GIVEN MATERIAL
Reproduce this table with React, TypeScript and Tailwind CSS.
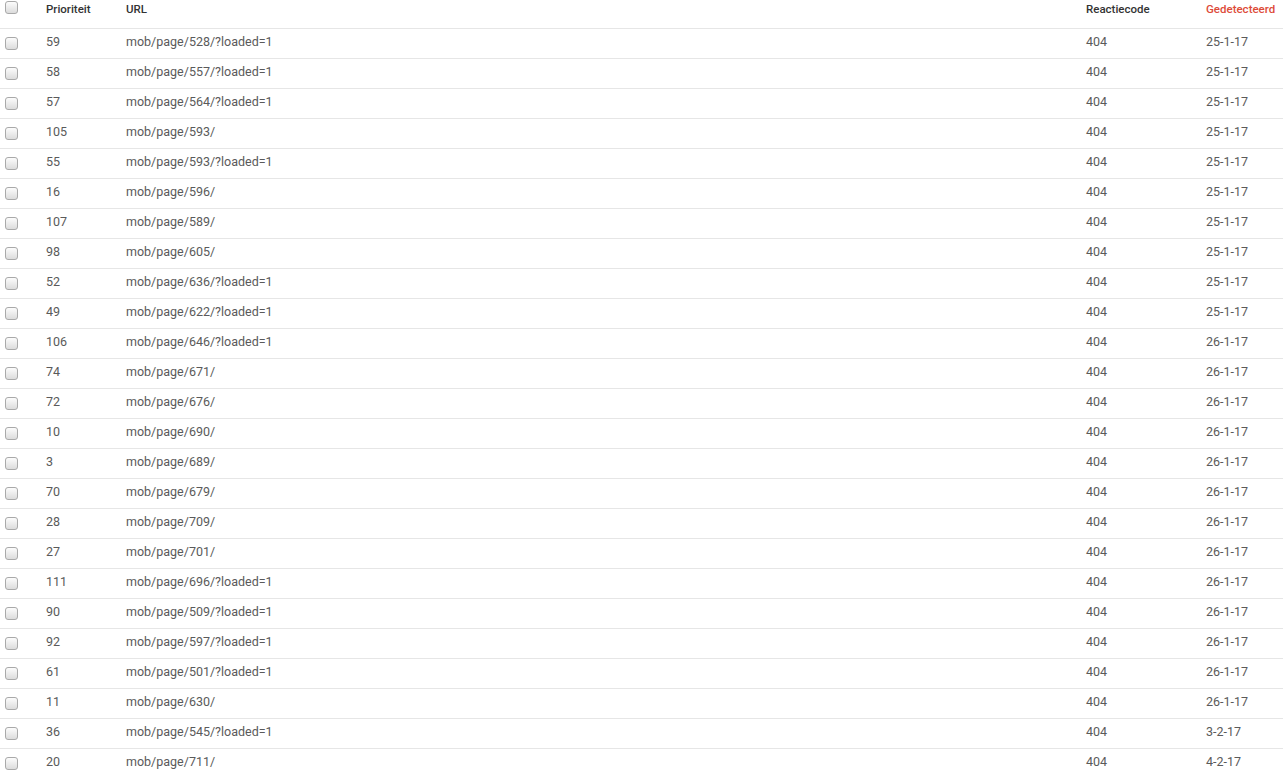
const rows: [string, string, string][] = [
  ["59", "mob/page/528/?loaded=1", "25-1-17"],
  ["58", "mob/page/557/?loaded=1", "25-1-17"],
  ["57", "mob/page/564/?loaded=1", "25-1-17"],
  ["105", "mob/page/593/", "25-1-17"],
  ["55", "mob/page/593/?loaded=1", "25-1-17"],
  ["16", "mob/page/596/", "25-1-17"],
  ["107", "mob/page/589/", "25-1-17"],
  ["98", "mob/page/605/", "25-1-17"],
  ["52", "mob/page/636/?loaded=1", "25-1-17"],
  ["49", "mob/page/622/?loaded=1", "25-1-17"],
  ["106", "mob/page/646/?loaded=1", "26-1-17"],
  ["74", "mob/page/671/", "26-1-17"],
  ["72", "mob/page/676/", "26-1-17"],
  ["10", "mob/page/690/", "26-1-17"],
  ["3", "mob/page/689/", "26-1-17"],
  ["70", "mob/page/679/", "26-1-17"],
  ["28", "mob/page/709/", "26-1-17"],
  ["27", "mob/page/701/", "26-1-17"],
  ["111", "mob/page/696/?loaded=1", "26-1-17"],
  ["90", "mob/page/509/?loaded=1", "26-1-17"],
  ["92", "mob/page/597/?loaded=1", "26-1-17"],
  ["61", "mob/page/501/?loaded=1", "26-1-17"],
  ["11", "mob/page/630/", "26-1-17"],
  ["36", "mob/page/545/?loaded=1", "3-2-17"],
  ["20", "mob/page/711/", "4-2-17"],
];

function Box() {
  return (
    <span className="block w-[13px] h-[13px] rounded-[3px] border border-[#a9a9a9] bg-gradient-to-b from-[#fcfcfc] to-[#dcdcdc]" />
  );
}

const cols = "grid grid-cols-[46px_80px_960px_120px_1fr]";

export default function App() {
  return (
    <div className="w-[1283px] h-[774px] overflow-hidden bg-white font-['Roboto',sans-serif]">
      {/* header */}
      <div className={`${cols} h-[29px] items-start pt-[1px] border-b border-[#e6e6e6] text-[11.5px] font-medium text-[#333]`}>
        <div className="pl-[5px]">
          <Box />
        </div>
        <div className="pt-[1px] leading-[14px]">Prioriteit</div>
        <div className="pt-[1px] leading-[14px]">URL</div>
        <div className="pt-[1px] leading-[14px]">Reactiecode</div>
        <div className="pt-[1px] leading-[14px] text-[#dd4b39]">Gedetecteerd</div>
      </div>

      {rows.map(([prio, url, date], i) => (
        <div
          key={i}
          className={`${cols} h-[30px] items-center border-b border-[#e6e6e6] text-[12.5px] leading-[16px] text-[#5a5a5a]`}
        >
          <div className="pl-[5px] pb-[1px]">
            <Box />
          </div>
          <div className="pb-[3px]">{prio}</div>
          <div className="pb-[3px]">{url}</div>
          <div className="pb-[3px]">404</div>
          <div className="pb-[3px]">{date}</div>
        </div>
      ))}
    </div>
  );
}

THE PROBLEM
Return each line of the data, keeping its wording exact and omitting pictures.

FULL RESPONSE
Reproduce this table with React, TypeScript and Tailwind CSS.
const rows: [string, string, string][] = [
  ["59", "mob/page/528/?loaded=1", "25-1-17"],
  ["58", "mob/page/557/?loaded=1", "25-1-17"],
  ["57", "mob/page/564/?loaded=1", "25-1-17"],
  ["105", "mob/page/593/", "25-1-17"],
  ["55", "mob/page/593/?loaded=1", "25-1-17"],
  ["16", "mob/page/596/", "25-1-17"],
  ["107", "mob/page/589/", "25-1-17"],
  ["98", "mob/page/605/", "25-1-17"],
  ["52", "mob/page/636/?loaded=1", "25-1-17"],
  ["49", "mob/page/622/?loaded=1", "25-1-17"],
  ["106", "mob/page/646/?loaded=1", "26-1-17"],
  ["74", "mob/page/671/", "26-1-17"],
  ["72", "mob/page/676/", "26-1-17"],
  ["10", "mob/page/690/", "26-1-17"],
  ["3", "mob/page/689/", "26-1-17"],
  ["70", "mob/page/679/", "26-1-17"],
  ["28", "mob/page/709/", "26-1-17"],
  ["27", "mob/page/701/", "26-1-17"],
  ["111", "mob/page/696/?loaded=1", "26-1-17"],
  ["90", "mob/page/509/?loaded=1", "26-1-17"],
  ["92", "mob/page/597/?loaded=1", "26-1-17"],
  ["61", "mob/page/501/?loaded=1", "26-1-17"],
  ["11", "mob/page/630/", "26-1-17"],
  ["36", "mob/page/545/?loaded=1", "3-2-17"],
  ["20", "mob/page/711/", "4-2-17"],
];

function Box() {
  return (
    <span className="block w-[13px] h-[13px] rounded-[3px] border border-[#a9a9a9] bg-gradient-to-b from-[#fcfcfc] to-[#dcdcdc]" />
  );
}

const cols = "grid grid-cols-[46px_80px_960px_120px_1fr]";

export default function App() {
  return (
    <div className="w-[1283px] h-[774px] overflow-hidden bg-white font-['Roboto',sans-serif]">
      {/* header */}
      <div className={`${cols} h-[29px] items-start pt-[1px] border-b border-[#e6e6e6] text-[11.5px] font-medium text-[#333]`}>
        <div className="pl-[5px]">
          <Box />
        </div>
        <div className="pt-[1px] leading-[14px]">Prioriteit</div>
        <div className="pt-[1px] leading-[14px]">URL</div>
        <div className="pt-[1px] leading-[14px]">Reactiecode</div>
        <div className="pt-[1px] leading-[14px] text-[#dd4b39]">Gedetecteerd</div>
      </div>

      {rows.map(([prio, url, date], i) => (
        <div
          key={i}
          className={`${cols} h-[30px] items-center border-b border-[#e6e6e6] text-[12.5px] leading-[16px] text-[#5a5a5a]`}
        >
          <div className="pl-[5px] pb-[1px]">
            <Box />
          </div>
          <div className="pb-[3px]">{prio}</div>
          <div className="pb-[3px]">{url}</div>
          <div className="pb-[3px]">404</div>
          <div className="pb-[3px]">{date}</div>
        </div>
      ))}
    </div>
  );
}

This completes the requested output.